▶ _Task to complete_: Lift out all lines below that contain "this".

▶ _Pages as source code_:
++++++++++
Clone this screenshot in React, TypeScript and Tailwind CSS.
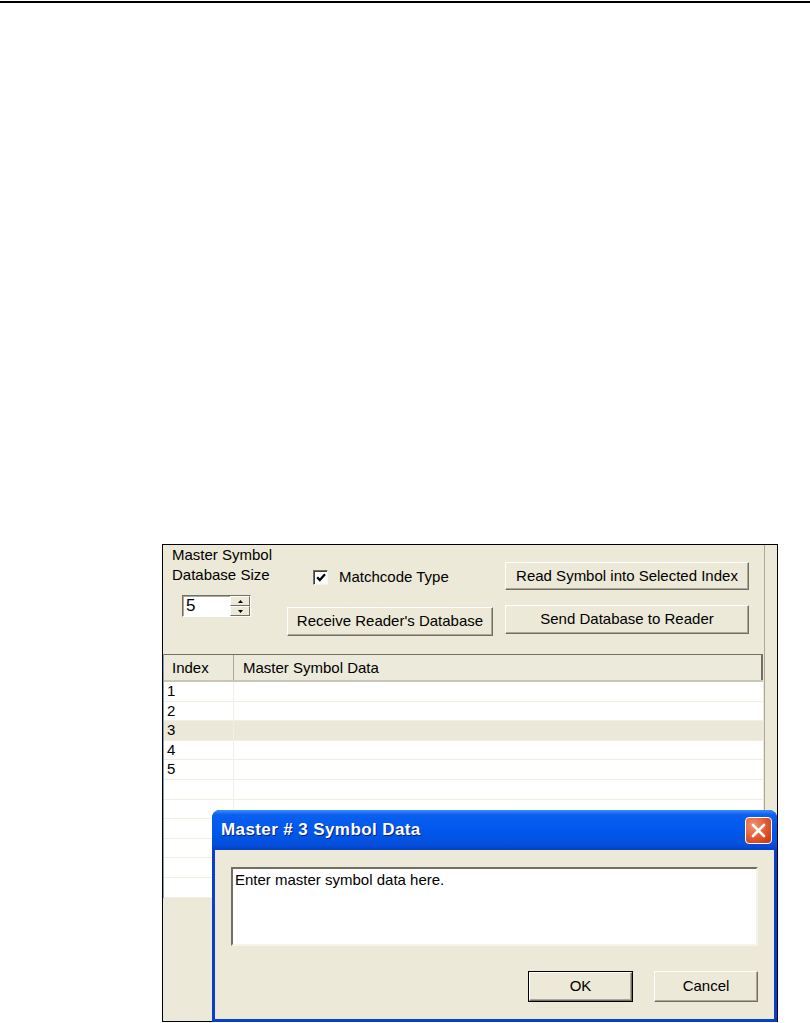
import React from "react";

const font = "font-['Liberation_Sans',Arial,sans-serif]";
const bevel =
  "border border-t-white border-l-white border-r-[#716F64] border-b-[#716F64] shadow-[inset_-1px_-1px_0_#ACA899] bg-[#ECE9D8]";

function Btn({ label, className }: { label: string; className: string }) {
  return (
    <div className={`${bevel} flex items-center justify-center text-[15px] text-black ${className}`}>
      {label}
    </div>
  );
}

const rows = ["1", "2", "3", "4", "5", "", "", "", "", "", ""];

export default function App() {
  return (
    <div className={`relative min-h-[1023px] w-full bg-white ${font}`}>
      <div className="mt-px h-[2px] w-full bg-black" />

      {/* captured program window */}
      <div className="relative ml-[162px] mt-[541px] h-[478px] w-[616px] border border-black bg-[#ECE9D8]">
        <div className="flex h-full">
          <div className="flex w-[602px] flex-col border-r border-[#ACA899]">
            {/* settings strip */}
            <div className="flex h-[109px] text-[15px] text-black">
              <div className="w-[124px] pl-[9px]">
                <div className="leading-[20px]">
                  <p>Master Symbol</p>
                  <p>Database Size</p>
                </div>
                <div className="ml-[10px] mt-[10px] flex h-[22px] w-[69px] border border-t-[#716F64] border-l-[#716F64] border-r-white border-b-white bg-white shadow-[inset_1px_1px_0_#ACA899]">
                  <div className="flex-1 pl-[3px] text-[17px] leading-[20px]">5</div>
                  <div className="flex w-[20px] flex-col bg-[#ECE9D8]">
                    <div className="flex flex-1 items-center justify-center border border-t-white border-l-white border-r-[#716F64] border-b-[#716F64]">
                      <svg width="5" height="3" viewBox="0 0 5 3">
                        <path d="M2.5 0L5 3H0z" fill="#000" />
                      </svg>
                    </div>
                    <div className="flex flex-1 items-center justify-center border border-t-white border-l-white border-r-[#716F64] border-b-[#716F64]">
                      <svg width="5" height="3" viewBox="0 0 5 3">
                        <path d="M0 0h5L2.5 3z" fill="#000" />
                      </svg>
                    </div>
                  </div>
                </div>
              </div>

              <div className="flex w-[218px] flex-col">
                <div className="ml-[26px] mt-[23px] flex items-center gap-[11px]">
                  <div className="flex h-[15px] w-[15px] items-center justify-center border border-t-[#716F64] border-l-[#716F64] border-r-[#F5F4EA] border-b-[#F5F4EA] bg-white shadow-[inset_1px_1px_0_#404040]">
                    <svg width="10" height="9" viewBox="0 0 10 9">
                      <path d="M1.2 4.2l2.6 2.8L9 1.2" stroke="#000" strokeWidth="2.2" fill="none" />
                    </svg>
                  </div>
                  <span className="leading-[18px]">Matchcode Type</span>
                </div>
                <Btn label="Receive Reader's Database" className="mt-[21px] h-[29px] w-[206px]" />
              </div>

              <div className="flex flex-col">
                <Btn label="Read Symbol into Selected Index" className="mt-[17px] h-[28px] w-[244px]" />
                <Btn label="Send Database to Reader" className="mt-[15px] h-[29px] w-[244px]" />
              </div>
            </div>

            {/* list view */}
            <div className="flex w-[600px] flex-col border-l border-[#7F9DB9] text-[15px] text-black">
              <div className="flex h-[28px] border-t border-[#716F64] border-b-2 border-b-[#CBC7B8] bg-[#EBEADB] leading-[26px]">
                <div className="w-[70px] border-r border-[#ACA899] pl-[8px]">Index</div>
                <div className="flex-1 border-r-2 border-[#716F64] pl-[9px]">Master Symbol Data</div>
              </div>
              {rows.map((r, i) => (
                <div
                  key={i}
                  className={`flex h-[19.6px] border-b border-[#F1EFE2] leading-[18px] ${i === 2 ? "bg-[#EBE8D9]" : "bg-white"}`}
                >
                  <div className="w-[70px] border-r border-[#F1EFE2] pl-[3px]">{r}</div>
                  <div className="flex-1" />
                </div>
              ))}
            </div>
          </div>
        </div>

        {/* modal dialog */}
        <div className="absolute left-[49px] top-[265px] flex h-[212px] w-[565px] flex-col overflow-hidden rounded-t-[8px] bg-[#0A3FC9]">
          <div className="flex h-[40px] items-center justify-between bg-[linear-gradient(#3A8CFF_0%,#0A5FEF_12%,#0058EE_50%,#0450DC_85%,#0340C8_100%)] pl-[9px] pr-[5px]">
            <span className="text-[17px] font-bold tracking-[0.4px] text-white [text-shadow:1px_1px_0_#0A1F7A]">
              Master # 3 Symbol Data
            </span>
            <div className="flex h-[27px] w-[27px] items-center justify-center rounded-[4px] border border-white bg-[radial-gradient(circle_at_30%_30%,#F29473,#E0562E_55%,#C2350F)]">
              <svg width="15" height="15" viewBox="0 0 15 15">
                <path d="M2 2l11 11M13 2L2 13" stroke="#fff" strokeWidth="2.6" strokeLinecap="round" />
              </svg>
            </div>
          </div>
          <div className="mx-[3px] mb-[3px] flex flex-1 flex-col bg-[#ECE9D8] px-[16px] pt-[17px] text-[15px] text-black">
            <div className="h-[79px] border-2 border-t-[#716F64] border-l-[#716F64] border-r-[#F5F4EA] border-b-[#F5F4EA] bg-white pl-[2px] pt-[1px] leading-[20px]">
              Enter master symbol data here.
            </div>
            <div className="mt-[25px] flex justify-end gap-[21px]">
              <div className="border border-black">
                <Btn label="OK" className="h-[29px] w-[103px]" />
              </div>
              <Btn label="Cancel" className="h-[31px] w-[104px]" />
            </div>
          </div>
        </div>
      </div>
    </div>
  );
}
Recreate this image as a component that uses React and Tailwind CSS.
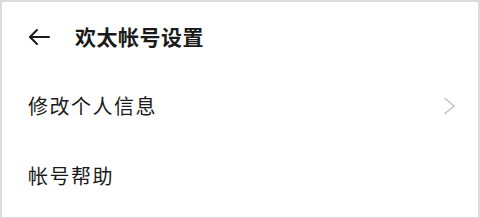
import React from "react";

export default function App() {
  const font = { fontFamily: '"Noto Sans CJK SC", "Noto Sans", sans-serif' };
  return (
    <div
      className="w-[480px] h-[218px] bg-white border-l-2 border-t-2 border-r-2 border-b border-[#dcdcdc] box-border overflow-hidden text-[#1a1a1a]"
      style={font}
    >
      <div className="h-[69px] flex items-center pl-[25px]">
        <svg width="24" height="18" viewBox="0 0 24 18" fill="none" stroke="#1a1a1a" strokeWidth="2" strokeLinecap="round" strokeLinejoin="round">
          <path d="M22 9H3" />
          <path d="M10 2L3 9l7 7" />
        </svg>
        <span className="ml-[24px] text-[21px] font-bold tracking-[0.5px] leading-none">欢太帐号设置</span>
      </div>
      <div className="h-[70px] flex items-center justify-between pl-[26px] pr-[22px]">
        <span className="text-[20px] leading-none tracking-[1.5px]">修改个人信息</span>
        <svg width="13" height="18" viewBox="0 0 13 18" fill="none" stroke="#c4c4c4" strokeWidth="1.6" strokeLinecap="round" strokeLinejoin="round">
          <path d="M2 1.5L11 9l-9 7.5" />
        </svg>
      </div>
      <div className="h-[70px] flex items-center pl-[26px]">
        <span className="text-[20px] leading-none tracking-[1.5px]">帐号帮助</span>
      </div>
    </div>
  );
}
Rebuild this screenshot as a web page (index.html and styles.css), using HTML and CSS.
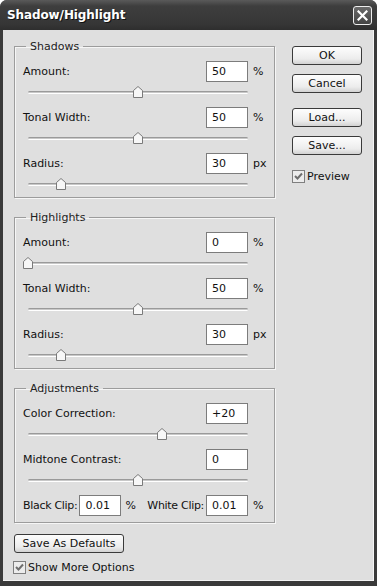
++++++++++
▶ _Reply to the exercise_:
Clone this screenshot in React, TypeScript and Tailwind CSS.
Recreate this image as a component that uses React and Tailwind CSS.
Rebuild this screenshot as a web page (index.html and styles.css), using HTML and CSS.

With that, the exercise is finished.